Ignoring the expansion gap. If your laminate floor has no expansion gap at the walls, it will buckle as it expands. The gap is built into the design.

Working with too-soft filler. Some fillers shrink as they cure and the gap reappears. Use a filler designed for laminate seams, not generic wood filler.

Pulling on the visible side of a plank. Always pull from the end, not the long side. Pulling from the side will rip the click-lock joint.

Frequently Asked Questions

Should I run a humidifier in winter to prevent seasonal gaps? Yes, especially in homes with low winter humidity. Keep relative humidity at 35–55% year-round and laminate moves less.

My floor is gapping near a heating vent. Why? Heat from the vent dries the laminate locally, causing it to contract. Either redirect the airflow with a vent deflector or accept the gap as seasonal.

Can I just replace one plank in the middle of the room? For floating floors, yes — but you have to remove every plank between the wall and the damaged one. Cutting out a single plank is hard but possible with specialty tools and a steady hand.

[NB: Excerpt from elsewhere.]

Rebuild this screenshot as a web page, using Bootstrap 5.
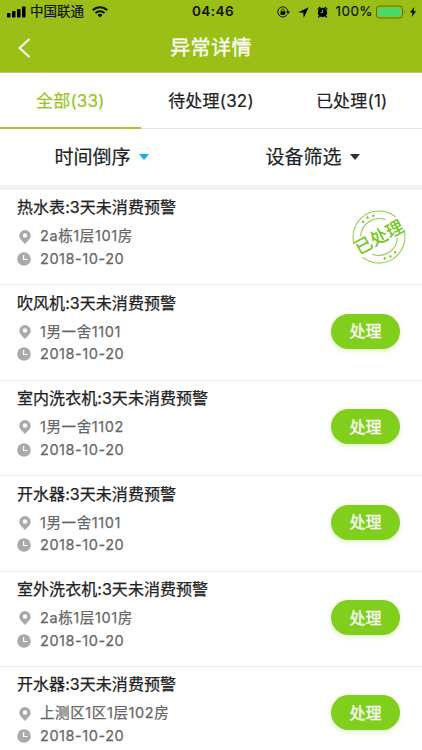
<!DOCTYPE html>
<html lang="zh-CN">
<head>
<meta charset="utf-8">
<meta name="viewport" content="width=device-width, initial-scale=1">
<title>异常详情</title>
<link rel="stylesheet" href="https://cdn.jsdelivr.net/npm/bootstrap@5.3.0/dist/css/bootstrap.min.css">
<style>
body{font-family:Inter,"Noto Sans CJK SC",sans-serif;color:#222;background:#fff;height:750px;overflow:hidden;line-height:1}
.top-area{background:#9bbf17;height:73px;border-bottom:1px solid #b9c97b}
.status{height:24px;color:#111;font-size:13px;padding:0 6px 0 7px}
.carrier{font-size:13.5px;margin-left:4px;-webkit-text-stroke:.2px}
.clock{font-size:13.5px;font-weight:600;letter-spacing:.45px;left:192px;top:5px}
.pct{font-size:13.5px;letter-spacing:.4px;margin:0 3px 0 8px;-webkit-text-stroke:.2px}
.title-bar{height:48px;color:#fff}
.title-bar h1{font-size:20px;font-weight:400;letter-spacing:.4px;line-height:1;-webkit-text-stroke:.3px}
.back{left:18px;top:14px}
.tabs{height:56px;border-bottom:1px solid #e2e2e2;font-size:17px}
.tabs a{color:#222;text-decoration:none;letter-spacing:.2px;-webkit-text-stroke:.2px}
.tabs a.on{color:#97c51d;box-shadow:inset 0 -2px #a3c52c;height:56px}
.filters{height:56px;font-size:19px;-webkit-text-stroke:.2px}
.filters .col{padding-right:8px}
.caret{width:0;height:0;border:5px solid transparent;border-top:6px solid #333;border-bottom:0;margin-left:8px}
.caret.blue{border-top-color:#1ca8ee}
.strip{height:5px;background:#f1f1f1}
.entry{height:95.45px;border-bottom:1px solid #ebebeb;padding:9.300px 22px 0 17px}
.entry h2{font-size:16px;font-weight:400;line-height:17px;margin:0 0 9px;letter-spacing:.05px;white-space:nowrap;-webkit-text-stroke:.25px}
.meta{height:22.5px;font-size:14.5px;color:#666;letter-spacing:.6px;white-space:nowrap;-webkit-text-stroke:.25px}
.meta svg{width:14px;height:14px;margin-right:9px}
.date{letter-spacing:.55px}
.go{width:69px;height:35px;background:#80cf1c;color:#fff;font-size:16px;font-weight:400;border:0;box-shadow:0 2px 5px #80cf1c40;margin-top:19px;line-height:1;-webkit-text-stroke:.3px}
.go:hover{background:#80cf1c;color:#fff}
.stamp{margin:9px -7px 0 0;overflow:visible}
</style>
<script src="https://cdn.jsdelivr.net/npm/bootstrap@5.3.0/dist/js/bootstrap.bundle.min.js"></script>
</head>
<body>
<svg width="0" height="0" class="position-absolute">
<symbol id="pin" viewBox="0 0 14 14"><path fill="#aaa" fill-rule="evenodd" d="M8 0a5.700 5.700 0 0 0-5.700 5.700C2.300 9 5.500 11 8 14c2.500-3 5.700-5 5.700-8.300A5.700 5.700 0 0 0 8 0m0 3.300a2.200 2.200 0 1 1 0 4.400 2.200 2.200 0 0 1 0-4.400"/></symbol>
<symbol id="time" viewBox="0 0 14 14"><circle cx="7" cy="7" r="6.800" fill="#aaa"/><path d="M6.600 3v4.500h4" fill="none" stroke="#fff" stroke-width="1.200"/></symbol>
</svg>
<header class="top-area">
  <div class="status d-flex align-items-center position-relative">
    <svg width="19" height="12" viewBox="0 0 19 12"><rect y="7" width="3.500" height="4.500" rx=".8"/><rect x="5" y="5" width="3.500" height="6.500" rx=".8"/><rect x="10" y="3" width="3.500" height="8.500" rx=".8"/><rect x="15" y="0.500" width="3.500" height="11" rx=".8"/></svg>
    <span class="carrier">中国联通</span>
    <svg class="ms-2" width="16" height="12" viewBox="0 0 16 12" fill="none" stroke="#111" stroke-width="2"><path d="M.8 4.200a10.300 10.300 0 0 1 14.400 0M3.500 7a6.400 6.400 0 0 1 9 0"/><path fill="#111" stroke="none" d="M5.400 9a3.700 3.700 0 0 1 5.200 0L8 11.600z"/></svg>
    <span class="clock position-absolute">04:46</span>
    <div class="ms-auto d-flex align-items-center">
      <svg width="13" height="12" viewBox="0 0 13 12"><path d="M10.300 8.500A5.100 5.100 0 1 1 11 6" fill="none" stroke="#111"/><path d="M9 5.500h4L11 8z"/><rect x="3.500" y="5.300" width="4.800" height="3.500"/><path d="M4.500 5.500V4.300a1.400 1.400 0 0 1 2.800 0v1.200" fill="none" stroke="#111" stroke-width=".8"/></svg>
      <svg class="ms-2" width="11" height="11" viewBox="0 0 11 11"><path d="M10.700.3.300 5.300l5 .4.400 5z"/></svg>
      <svg class="ms-2" width="11" height="12" viewBox="0 0 11 12"><circle cx="5.500" cy="6.500" r="4.700"/><path d="M.8 3.200 3.300 1M10.200 3.200 7.700 1M2.300 10l-1 1.500M8.700 10l1 1.500" stroke="#111" stroke-width="1.500"/><path d="M5.500 3.700v3H3.700" fill="none" stroke="#9bbf17"/></svg>
      <span class="pct">100%</span>
      <svg width="30" height="14" viewBox="0 0 30 14"><rect x=".5" y="1" width="26" height="12" rx="3" fill="none" stroke="#5c7312"/><rect x="2" y="2.500" width="23" height="9" rx="1.700" fill="#4cd964"/><path d="M28 5q1.500 2 0 4z" fill="#5c7312"/></svg>
      <svg class="ms-1" width="6" height="10" viewBox="0 0 6 10"><path d="M4.300 0 0 5.500h2.500L1.700 10 6 4.300H3.500z"/></svg>
    </div>
  </div>
  <div class="title-bar d-flex align-items-center justify-content-center position-relative">
    <svg class="back position-absolute" width="13" height="20" viewBox="0 0 13 20"><path d="M11.500 1 1.500 10l10 9" fill="none" stroke="#fff" stroke-width="2"/></svg>
    <h1 class="m-0">异常详情</h1>
  </div>
</header>
<nav class="tabs row g-0 text-center">
  <a href="#" class="col on d-flex align-items-center justify-content-center">全部(33)</a>
  <a href="#" class="col d-flex align-items-center justify-content-center">待处理(32)</a>
  <a href="#" class="col d-flex align-items-center justify-content-center">已处理(1)</a>
</nav>
<div class="filters row g-0">
  <div class="col d-flex align-items-center justify-content-center"><span>时间倒序</span><i class="caret blue"></i></div>
  <div class="col d-flex align-items-center justify-content-center"><span>设备筛选</span><i class="caret"></i></div>
</div>
<div class="strip"></div>
<main>
  <section class="entry d-flex justify-content-between align-items-start">
    <div><h2>热水表:3天未消费预警</h2>
      <div class="meta d-flex align-items-center"><svg><use href="#pin"/></svg>2a栋1层101房</div>
      <div class="meta date d-flex align-items-center"><svg><use href="#time"/></svg>2018-10-20</div></div>
    <svg class="stamp" width="56" height="60" viewBox="0 0 56 60"><g transform="rotate(-28 28 29)" fill="none" stroke="#8bcc45"><path d="M2.500 24A26 26 0 0 1 52 19M4 39A26 26 0 0 0 53.500 34"/><path d="M12 20A18.500 18.500 0 0 1 42 17M14 41A18.500 18.500 0 0 0 44 38"/><g fill="#76c51f" stroke="none"><circle cx="21" cy="8" r="1.200"/><circle cx="27" cy="6.500" r="1.200"/><circle cx="33" cy="7.500" r="1.200"/><circle cx="23" cy="50.500" r="1.200"/><circle cx="29" cy="51.500" r="1.200"/><circle cx="35" cy="50" r="1.200"/><text x="28" y="35.500" text-anchor="middle" font-size="17.500" font-weight="500">已处理</text></g></g></svg>
  </section>
  <section class="entry d-flex justify-content-between align-items-start">
    <div><h2>吹风机:3天未消费预警</h2>
      <div class="meta d-flex align-items-center"><svg><use href="#pin"/></svg>1男一舍1101</div>
      <div class="meta date d-flex align-items-center"><svg><use href="#time"/></svg>2018-10-20</div></div>
    <button class="go btn rounded-pill p-0">处理</button>
  </section>
  <section class="entry d-flex justify-content-between align-items-start">
    <div><h2>室内洗衣机:3天未消费预警</h2>
      <div class="meta d-flex align-items-center"><svg><use href="#pin"/></svg>1男一舍1102</div>
      <div class="meta date d-flex align-items-center"><svg><use href="#time"/></svg>2018-10-20</div></div>
    <button class="go btn rounded-pill p-0">处理</button>
  </section>
  <section class="entry d-flex justify-content-between align-items-start">
    <div><h2>开水器:3天未消费预警</h2>
      <div class="meta d-flex align-items-center"><svg><use href="#pin"/></svg>1男一舍1101</div>
      <div class="meta date d-flex align-items-center"><svg><use href="#time"/></svg>2018-10-20</div></div>
    <button class="go btn rounded-pill p-0">处理</button>
  </section>
  <section class="entry d-flex justify-content-between align-items-start">
    <div><h2>室外洗衣机:3天未消费预警</h2>
      <div class="meta d-flex align-items-center"><svg><use href="#pin"/></svg>2a栋1层101房</div>
      <div class="meta date d-flex align-items-center"><svg><use href="#time"/></svg>2018-10-20</div></div>
    <button class="go btn rounded-pill p-0">处理</button>
  </section>
  <section class="entry d-flex justify-content-between align-items-start">
    <div><h2>开水器:3天未消费预警</h2>
      <div class="meta d-flex align-items-center"><svg><use href="#pin"/></svg>上测区1区1层102房</div>
      <div class="meta date d-flex align-items-center"><svg><use href="#time"/></svg>2018-10-20</div></div>
    <button class="go btn rounded-pill p-0">处理</button>
  </section>
</main>
</body>
</html>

The gap is too big to tap shut. That means the floor has expanded too much somewhere else (the wall sides need more expansion gap), OR a plank’s click-lock is broken. Address the cause, or that plank may need replacement.

Will fillers turn yellow over time? Quality laminate seam fillers don’t. Generic wood fillers can yellow. Buy the right product.

A Tight, Quiet Floor

Laminate gaps look alarming but are almost always fixable in 15 minutes with simple tools. The trick is identifying whether you have a shifted plank (tap-back), a stable cosmetic gap (filler), or a real installation issue (reinstall). Match the fix to the cause and your floor goes back to looking — and feeling — solid underfoot.